= What is needed =
Locate all lines in the data below that hold "React" and show them.

= Given data =
⟨
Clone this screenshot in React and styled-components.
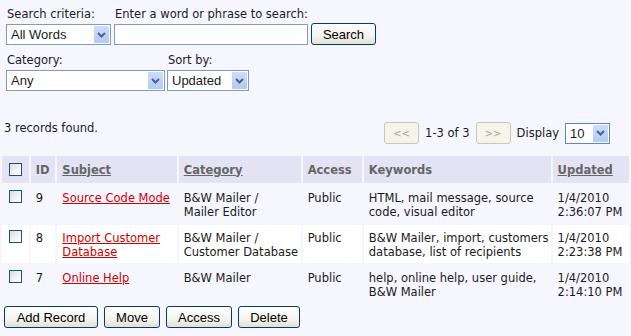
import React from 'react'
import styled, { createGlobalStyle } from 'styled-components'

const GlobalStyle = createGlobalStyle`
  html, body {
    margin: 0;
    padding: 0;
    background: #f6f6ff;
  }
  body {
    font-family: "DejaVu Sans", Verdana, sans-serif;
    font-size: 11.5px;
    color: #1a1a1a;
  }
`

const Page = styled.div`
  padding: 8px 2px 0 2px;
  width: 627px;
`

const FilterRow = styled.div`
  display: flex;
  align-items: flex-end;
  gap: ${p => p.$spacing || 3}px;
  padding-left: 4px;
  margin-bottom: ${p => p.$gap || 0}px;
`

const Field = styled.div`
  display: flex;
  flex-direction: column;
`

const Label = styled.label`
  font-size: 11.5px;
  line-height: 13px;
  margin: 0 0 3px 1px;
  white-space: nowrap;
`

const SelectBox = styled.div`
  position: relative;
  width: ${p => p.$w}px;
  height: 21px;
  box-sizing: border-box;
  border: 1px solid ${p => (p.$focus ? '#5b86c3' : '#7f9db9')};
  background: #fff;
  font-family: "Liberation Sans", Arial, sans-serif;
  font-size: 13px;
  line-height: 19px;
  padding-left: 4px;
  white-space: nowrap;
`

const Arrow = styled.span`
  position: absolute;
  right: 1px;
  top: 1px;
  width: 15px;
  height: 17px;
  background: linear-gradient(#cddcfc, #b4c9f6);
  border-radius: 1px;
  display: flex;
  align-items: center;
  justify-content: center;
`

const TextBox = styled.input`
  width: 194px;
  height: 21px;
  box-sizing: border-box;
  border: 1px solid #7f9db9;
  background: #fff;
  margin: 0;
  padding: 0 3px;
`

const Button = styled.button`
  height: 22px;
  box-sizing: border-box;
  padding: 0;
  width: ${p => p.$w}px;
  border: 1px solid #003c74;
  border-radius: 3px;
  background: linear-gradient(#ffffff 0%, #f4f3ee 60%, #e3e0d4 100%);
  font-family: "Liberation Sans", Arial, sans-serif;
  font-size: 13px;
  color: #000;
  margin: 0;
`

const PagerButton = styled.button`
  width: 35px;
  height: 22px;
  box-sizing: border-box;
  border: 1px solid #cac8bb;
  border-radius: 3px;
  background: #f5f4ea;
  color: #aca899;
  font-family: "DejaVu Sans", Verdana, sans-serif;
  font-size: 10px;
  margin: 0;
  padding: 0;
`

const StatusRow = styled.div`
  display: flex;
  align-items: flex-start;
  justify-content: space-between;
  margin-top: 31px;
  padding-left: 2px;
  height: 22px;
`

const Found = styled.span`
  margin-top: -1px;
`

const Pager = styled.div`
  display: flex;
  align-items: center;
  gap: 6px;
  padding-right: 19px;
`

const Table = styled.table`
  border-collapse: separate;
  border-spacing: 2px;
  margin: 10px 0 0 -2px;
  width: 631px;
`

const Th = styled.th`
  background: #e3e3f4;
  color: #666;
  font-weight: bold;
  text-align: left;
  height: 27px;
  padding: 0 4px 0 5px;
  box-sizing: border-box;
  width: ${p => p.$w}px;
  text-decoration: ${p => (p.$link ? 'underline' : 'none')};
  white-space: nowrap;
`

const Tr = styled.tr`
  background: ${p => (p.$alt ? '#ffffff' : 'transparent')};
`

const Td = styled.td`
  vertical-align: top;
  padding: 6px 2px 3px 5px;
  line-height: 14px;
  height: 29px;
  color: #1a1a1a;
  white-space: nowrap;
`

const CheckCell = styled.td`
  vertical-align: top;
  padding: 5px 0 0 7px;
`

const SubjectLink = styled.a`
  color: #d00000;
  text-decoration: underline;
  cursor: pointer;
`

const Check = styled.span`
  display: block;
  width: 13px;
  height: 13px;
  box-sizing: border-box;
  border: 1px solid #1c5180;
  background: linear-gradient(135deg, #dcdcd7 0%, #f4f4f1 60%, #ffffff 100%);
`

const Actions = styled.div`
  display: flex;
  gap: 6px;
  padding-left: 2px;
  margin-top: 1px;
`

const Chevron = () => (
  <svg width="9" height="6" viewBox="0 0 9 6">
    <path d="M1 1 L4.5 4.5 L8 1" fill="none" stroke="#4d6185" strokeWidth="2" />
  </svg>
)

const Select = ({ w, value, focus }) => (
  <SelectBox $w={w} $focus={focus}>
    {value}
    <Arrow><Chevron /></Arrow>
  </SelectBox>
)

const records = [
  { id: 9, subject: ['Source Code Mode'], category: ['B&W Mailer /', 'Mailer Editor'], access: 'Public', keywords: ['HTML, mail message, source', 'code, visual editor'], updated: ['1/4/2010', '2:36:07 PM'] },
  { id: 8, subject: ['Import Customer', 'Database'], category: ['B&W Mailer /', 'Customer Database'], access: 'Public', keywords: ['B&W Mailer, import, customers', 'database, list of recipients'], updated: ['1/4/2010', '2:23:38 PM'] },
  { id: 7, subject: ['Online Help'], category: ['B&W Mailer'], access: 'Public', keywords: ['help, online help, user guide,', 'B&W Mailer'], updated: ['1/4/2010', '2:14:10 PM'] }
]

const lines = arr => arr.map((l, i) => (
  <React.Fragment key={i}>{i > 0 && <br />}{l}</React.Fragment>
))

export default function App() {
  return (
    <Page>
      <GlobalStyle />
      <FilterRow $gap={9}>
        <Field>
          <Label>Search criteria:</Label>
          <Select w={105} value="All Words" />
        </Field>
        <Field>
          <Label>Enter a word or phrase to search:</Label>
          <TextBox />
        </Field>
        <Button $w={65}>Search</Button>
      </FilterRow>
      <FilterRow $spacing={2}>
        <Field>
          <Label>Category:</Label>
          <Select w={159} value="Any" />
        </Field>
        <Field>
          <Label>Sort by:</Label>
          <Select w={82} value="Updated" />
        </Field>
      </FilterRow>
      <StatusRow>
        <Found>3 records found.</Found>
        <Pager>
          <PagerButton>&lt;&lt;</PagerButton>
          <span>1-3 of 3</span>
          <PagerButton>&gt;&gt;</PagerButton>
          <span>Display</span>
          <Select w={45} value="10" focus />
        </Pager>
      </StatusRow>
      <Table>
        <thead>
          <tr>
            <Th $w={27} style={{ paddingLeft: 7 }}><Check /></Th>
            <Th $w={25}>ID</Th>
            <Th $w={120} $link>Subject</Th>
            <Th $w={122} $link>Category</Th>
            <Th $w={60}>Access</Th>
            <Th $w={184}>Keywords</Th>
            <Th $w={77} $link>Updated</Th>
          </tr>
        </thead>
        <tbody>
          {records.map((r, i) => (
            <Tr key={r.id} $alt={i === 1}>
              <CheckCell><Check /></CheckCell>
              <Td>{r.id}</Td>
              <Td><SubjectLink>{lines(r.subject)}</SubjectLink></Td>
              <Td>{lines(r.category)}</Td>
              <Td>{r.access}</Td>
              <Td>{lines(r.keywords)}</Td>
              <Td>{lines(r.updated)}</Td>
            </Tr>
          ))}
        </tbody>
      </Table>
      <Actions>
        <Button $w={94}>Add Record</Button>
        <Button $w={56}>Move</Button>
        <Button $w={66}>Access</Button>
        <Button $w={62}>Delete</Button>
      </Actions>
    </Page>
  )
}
⟩
= Output below =
Clone this screenshot in React and styled-components.
import React from 'react'
  <React.Fragment key={i}>{i > 0 && <br />}{l}</React.Fragment>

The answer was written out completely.